On to Sobiejuchy, the peaceful site of another fortified stockade of the Early Iron Age. At six hectares, Sobiejuchy is larger than Biskupin. However, the houses were arranged in a haphazard fashion along the streets, very different to the ordered layout of Biskupin. The site seems to have been prone to attack and arrowheads were found there in abundance.

The following day, after a brief argument with a low railway bridge, we visited Odry. This is one of a group of cemeteries of the Iron Age Wielbark culture characterised by both inhumation and cremation burials some with barrows and even stone markers. A few also have stone circles which may have been meeting places as well as foci for ceremonies. Amongst the visitors while we were there was a group taking comfort from the supposed healing power of the stones.

Our final stop was at Sopot, at a magnificent 1927 ‘Grand Hotel’ on a Baltic beach. There was time the following morning to search for amber before leaving for the journey home.
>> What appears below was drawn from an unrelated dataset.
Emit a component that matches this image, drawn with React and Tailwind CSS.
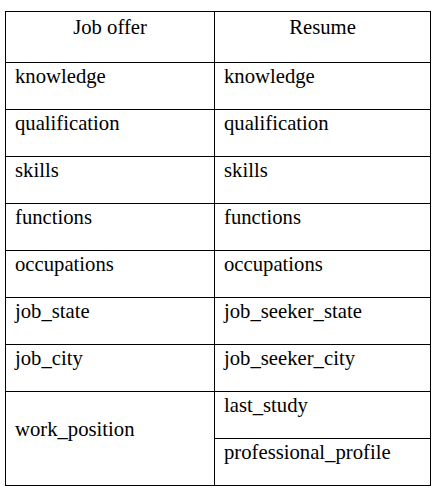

The party owe a debt of gratitude to the many Polish museum directors, archaeologists and others who gave so much of their time in preparing field notes and guiding us around sites. Particular thanks to Professor Jacek Lech and Dariusz Blaszczyk who accompanied us for substantial parts of the journey. We were accompanied by Dr Mark Podkolinski, as tour manager, whose ‘schoolboy Polish’ (his description) served us well. Council was represented by Dr Julie Gardiner.